ExportSignatureSemantics
alloc(size: i32) -> i32Allocate size bytes in guest memory (mimalloc); returns pointer.
dealloc(ptr: i32, size: i32)Free an alloc’d buffer. size is currently ignored but pass the allocated size.
compile_source(source_ptr: i32, source_len: i32, output_ptr: i32, output_max_len: i32) -> i32Compile Python source to marshal bytecode, written to the caller-provided output buffer. Returns the bytecode length, -1 on invalid UTF-8 or compile error (traceback in stderr), -3 if the bytecode exceeds output_max_len.
load_bytecode(ptr: i32, len: i32) -> i32Unmarshal and execute bytecode from compile_source. 0 ok; 1 Python error (traceback in stderr).
execute(script_ptr: i32, script_len: i32) -> i32Execute Python source in __main__. 0 ok; 1 Python error; -1 invalid UTF-8.
execute_function(name_ptr: i32, name_len: i32, args_ptr: i32, args_len: i32) -> i32Call a named function from previously loaded code with one string argument (args_len 0 → empty string). 0 / 1 / -1 as above.
get_stdout_len / get_stderr_len() -> i32Byte length of the captured stream.
get_stdout / get_stderr(ptr: i32, max_len: i32) -> i32Copy up to max_len bytes of the captured stream into the caller’s buffer; returns bytes written.
install_module(name_ptr: i32, name_len: i32, source_ptr: i32, source_len: i32) -> i32Install a pure-Python module under name (dotted names allowed). 0 / 1 / -1.
uninstall_module(name_ptr: i32, name_len: i32) -> i32Remove an installed module. 0 / 1 / -1.
reset_state()Clear capture buffers and reset the __main__ namespace. Note: the Java host does not call this — it resets by restoring the copy-on-write memory snapshot, which is stricter.
get_heap_pages() -> i32Current guest memory size in 64 KiB pages.

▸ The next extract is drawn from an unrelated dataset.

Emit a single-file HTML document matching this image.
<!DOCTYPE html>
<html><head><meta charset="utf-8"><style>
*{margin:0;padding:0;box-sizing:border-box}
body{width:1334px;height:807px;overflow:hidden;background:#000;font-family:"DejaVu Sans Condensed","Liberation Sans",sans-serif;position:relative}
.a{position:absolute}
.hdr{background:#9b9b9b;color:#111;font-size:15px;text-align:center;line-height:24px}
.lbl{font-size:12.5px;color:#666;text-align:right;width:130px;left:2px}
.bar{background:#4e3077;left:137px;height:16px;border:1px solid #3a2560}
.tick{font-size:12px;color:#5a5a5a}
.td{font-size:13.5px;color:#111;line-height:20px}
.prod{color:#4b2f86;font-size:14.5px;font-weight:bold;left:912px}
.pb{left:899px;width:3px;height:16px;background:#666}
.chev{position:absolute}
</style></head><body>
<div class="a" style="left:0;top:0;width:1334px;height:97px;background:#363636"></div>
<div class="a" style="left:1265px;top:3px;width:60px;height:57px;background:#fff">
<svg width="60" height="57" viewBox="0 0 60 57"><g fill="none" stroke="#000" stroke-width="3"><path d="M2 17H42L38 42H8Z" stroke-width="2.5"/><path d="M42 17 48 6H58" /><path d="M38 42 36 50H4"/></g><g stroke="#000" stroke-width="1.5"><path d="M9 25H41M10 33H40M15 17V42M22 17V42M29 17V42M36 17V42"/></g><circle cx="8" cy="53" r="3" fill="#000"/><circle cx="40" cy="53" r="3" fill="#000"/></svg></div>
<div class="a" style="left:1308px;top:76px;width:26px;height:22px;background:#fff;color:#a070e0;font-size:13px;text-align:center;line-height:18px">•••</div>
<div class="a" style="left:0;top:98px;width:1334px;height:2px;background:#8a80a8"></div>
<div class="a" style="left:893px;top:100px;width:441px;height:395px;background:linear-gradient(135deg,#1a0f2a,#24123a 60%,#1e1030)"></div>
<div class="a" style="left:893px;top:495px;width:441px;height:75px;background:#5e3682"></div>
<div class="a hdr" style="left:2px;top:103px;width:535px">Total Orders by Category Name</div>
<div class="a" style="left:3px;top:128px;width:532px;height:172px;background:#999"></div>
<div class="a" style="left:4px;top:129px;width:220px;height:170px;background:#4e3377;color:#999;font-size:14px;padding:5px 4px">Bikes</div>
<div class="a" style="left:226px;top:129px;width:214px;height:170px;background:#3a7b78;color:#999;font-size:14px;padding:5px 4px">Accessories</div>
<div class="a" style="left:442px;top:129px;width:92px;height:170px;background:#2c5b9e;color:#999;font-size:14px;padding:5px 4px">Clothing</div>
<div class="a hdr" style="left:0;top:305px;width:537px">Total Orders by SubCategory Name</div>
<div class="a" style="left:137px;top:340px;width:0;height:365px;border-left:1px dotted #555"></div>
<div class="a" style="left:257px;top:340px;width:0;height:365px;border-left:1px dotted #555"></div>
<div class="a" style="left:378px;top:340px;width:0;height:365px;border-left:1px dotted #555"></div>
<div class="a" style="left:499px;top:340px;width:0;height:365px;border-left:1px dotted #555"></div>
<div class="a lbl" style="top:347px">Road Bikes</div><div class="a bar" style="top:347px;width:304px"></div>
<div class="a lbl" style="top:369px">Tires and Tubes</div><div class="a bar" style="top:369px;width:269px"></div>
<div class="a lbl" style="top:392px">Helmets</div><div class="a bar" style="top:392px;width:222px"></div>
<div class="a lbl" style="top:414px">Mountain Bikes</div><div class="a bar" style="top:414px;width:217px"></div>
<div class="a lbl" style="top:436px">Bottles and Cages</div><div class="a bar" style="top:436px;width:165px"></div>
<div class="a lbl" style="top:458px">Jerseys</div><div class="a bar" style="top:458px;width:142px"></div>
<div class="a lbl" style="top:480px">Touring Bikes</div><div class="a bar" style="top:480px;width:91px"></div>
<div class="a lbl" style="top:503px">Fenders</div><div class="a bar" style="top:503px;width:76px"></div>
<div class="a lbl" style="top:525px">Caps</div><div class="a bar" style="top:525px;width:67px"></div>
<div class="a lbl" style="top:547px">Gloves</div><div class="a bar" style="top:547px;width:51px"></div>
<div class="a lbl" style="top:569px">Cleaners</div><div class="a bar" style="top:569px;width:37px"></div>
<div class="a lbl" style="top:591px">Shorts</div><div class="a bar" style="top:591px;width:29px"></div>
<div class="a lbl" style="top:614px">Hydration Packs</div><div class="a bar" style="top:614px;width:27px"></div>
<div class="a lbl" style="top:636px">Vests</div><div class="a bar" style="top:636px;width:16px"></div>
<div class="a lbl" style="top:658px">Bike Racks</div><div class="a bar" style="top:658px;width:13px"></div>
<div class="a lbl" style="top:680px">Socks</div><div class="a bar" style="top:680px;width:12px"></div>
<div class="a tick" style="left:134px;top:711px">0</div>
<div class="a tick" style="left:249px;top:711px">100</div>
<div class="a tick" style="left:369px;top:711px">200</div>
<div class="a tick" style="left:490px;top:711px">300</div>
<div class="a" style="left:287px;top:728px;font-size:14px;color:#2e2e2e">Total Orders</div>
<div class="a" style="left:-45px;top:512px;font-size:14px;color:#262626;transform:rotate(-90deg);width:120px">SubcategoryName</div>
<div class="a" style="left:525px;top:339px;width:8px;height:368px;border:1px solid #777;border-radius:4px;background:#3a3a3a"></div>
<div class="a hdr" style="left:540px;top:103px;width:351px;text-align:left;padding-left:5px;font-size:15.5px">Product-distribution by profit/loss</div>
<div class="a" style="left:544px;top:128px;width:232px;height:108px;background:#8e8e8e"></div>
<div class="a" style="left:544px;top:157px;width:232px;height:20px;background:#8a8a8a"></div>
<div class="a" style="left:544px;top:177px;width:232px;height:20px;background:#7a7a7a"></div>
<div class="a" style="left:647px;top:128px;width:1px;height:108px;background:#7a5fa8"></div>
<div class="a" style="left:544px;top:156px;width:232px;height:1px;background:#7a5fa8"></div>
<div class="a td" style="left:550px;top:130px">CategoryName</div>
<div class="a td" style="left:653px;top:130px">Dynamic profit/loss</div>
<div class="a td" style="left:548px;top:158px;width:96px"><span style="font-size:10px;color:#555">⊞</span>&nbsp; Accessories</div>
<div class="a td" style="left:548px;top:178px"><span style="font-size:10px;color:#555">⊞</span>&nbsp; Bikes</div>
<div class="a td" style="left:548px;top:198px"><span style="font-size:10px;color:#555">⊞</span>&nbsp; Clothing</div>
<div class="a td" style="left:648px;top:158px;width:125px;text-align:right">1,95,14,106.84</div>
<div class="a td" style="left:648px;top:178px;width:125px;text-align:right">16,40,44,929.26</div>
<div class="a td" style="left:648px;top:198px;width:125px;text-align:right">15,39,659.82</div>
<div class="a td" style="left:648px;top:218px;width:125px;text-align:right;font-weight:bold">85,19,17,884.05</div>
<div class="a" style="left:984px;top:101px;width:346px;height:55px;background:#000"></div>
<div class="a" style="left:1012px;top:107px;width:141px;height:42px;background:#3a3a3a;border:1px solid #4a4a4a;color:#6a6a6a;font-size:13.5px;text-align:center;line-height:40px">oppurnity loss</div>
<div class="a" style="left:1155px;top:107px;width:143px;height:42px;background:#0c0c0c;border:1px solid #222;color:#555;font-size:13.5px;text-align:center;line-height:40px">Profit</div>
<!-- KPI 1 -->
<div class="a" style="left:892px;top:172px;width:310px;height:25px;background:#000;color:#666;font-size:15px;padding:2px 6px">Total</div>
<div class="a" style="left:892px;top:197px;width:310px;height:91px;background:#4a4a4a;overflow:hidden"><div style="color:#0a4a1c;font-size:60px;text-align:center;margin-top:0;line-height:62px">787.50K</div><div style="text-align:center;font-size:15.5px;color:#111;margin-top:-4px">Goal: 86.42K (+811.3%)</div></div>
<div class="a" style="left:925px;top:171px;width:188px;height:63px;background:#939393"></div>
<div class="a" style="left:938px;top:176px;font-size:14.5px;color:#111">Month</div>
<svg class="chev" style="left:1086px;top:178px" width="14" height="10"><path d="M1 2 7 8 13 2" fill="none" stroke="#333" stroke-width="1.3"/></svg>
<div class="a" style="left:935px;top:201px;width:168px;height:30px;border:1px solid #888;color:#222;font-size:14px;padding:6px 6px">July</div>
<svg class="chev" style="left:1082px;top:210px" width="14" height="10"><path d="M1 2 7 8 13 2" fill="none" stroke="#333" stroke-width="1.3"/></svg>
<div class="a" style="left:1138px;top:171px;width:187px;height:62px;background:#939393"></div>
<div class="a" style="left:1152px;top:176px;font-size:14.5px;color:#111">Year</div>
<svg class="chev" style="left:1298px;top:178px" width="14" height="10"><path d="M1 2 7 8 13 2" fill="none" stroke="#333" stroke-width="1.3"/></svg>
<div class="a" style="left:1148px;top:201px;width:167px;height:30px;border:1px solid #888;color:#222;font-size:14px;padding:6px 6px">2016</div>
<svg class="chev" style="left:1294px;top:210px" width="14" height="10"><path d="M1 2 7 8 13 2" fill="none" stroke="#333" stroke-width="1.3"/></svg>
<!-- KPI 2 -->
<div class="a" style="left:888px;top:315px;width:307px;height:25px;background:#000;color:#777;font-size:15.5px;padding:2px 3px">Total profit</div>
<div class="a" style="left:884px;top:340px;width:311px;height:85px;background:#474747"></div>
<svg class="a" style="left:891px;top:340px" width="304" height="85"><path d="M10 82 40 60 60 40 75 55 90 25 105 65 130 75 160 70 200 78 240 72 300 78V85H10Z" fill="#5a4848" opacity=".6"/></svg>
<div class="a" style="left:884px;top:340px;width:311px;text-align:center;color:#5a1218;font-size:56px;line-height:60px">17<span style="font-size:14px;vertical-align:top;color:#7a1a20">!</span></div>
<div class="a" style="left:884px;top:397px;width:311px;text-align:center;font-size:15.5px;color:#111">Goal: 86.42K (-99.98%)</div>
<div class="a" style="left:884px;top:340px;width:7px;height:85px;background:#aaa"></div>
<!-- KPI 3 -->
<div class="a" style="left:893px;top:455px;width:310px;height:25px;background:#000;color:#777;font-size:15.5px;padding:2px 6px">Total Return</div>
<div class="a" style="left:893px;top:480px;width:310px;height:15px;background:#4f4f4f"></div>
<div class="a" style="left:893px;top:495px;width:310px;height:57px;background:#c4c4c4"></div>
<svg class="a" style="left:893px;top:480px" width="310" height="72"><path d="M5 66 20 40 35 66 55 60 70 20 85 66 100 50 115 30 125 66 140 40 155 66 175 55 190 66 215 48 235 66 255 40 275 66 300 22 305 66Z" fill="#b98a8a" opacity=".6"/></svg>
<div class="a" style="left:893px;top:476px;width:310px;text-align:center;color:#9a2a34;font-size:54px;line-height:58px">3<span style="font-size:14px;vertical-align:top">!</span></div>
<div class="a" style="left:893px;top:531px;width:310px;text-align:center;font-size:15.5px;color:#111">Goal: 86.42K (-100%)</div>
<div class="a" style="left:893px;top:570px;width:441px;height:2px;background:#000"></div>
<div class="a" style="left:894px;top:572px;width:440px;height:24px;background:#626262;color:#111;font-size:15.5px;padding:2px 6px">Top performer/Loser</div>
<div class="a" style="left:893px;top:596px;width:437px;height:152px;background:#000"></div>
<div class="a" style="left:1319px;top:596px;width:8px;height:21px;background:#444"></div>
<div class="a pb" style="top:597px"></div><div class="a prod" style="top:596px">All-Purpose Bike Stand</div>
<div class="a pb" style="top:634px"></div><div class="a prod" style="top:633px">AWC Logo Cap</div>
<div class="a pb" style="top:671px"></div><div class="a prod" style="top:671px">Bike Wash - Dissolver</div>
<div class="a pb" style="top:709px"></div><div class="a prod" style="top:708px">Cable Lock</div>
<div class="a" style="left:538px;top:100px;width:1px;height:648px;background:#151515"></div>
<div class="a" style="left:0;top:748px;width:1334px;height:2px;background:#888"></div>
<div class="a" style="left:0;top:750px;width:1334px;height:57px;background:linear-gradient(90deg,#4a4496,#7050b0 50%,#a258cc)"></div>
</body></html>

Used by hosts to size snapshots.

Imports

A complete embedder must provide, on the same linker/instance:

  1. WASI preview1 — filesystem, clock, random, stdio.
  2. Extension imports — the bundled runtime imports boomslang.call and boomslang.log (extension ABI); custom builds import whatever their extensions declare.

Instantiation fails on any missing import.

Call sequences

Execute a script and read output (what PythonInstance.execute does):

ptr = alloc(len(script))          # write script bytes at ptr
rc  = execute(ptr, len(script))   # 0 ok, 1 python error, -1 bad utf-8
dealloc(ptr, len(script))
n   = get_stdout_len()
buf = alloc(n); get_stdout(buf, n)   # read n bytes from memory at buf
dealloc(buf, n)                      # same dance for stderr

Compile once, run many (compile / loadCode):

out = alloc(MAX)                                   # Java uses MAX = 10 MiB
n   = compile_source(src, len, out, MAX)           # n = bytecode length, or -1 / -3
bytecode = memory[out .. out+n]; dealloc(out, MAX)
...
ptr = alloc(len(bytecode))                          # later, possibly many times
rc  = load_bytecode(ptr, len(bytecode))             # 0 / 1

The bytecode is CPython marshal data — valid only for the exact runtime build that produced it.

Known sharp edges

  • -1 is overloaded: it means both “invalid UTF-8 input” and “Python-level failure” for compile_source. Disambiguate via stderr.
  • There is no structured error channel; hosts surface failures by pairing the return code with the captured stderr.
  • Output larger than the host’s configured cap (Java default 10 MB) is rejected host-side, not guest-side.